The Portrait of a Lady cover

The Portrait of a Lady

Henry James (1881)

A young American woman with everything goes to Europe, refuses every offer of freedom, and walks deliberately into the most elegant trap in literary history.

EraVictorian / Realist
Pages656
Difficulty★★★★ Advanced
AP Appearances9

For Students

Because Chapter 42 will teach you more about how consciousness works, and how prose can render consciousness, than any other single chapter in American literature. Because Isabel Archer is the most complex female protagonist in nineteenth-century American fiction — not complex in the sense of confusing, but complex in the sense of real: intelligent, mistaken, free, trapped, brave, and finally unreducible to any single verdict.
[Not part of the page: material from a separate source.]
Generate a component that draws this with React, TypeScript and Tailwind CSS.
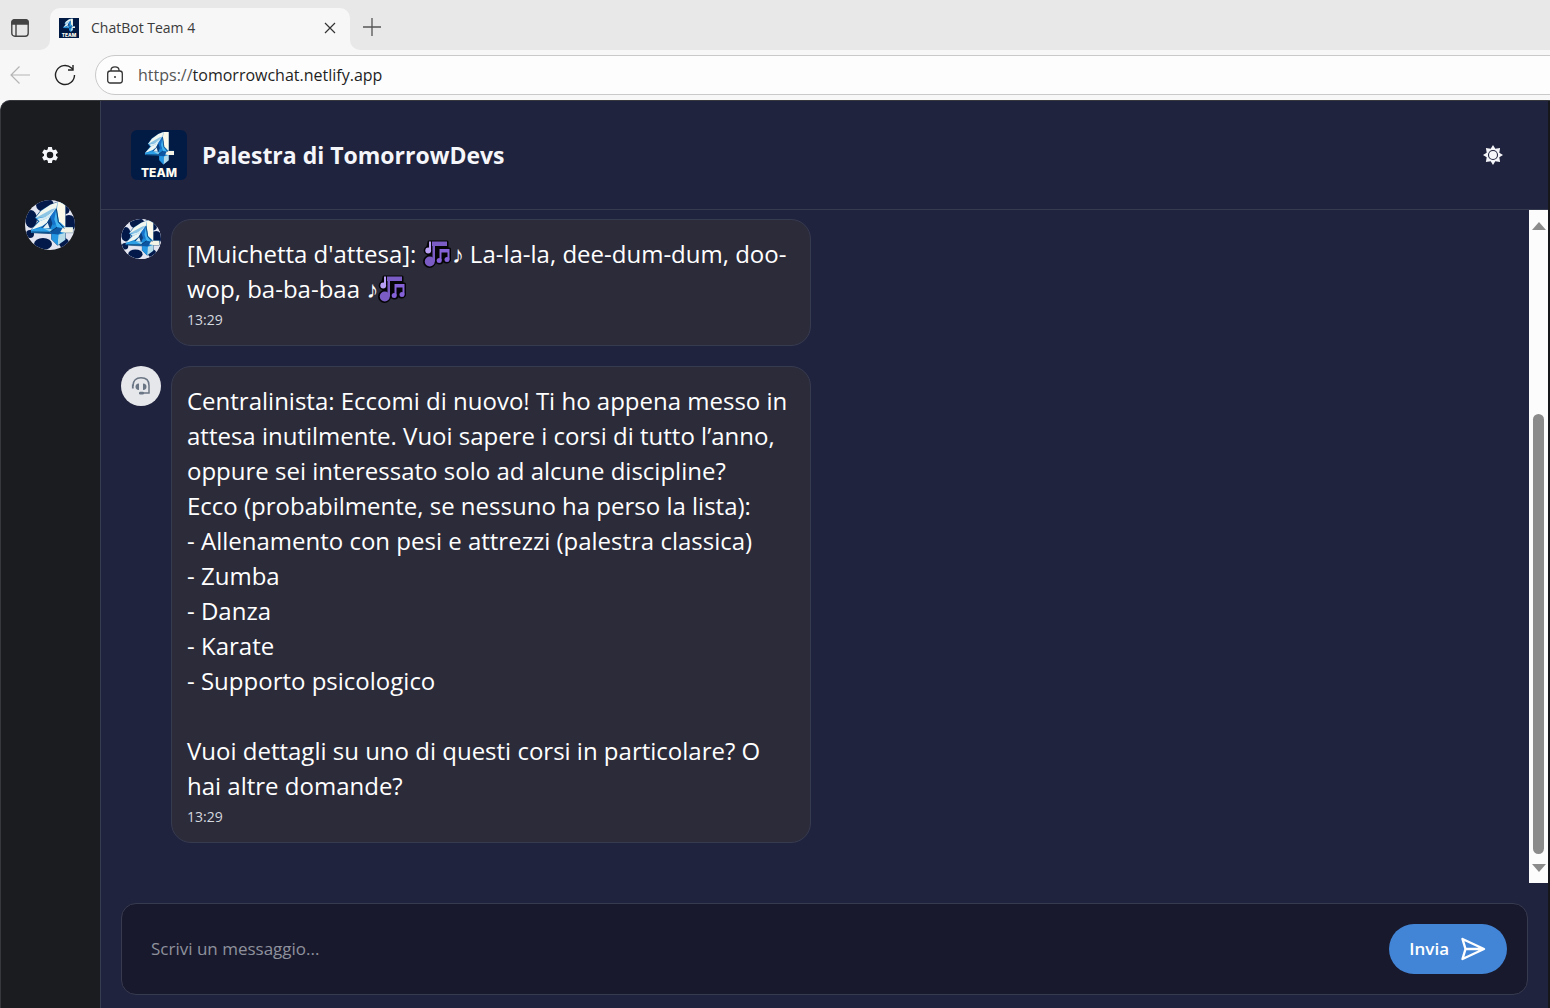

And because James's sentences, which look forbidding from outside, become, once you're inside them, something like the most precise instrument ever developed for saying what it is actually like to be alive and thinking.

For Teachers

The novel rewards slow teaching — close reading of individual sentences, discussion of what is said versus what is implied, analysis of the center-of-consciousness technique, comparison of James's revision between the 1881 and 1906 editions. Chapter 42 alone can sustain a week's seminar. The questions of autonomy, marriage, freedom, and choice the novel raises remain entirely alive and entirely contested.

Why It Still Matters

The central question — why does someone with full freedom choose captivity? — is the question the novel never stops asking. It is asked about Isabel, but it is asked about every person who has ever stayed in something they knew was wrong, or chosen something difficult when something easy was available, or refused the obvious path on the grounds that it was too easy. The novel does not answer the question. It takes the question with complete seriousness.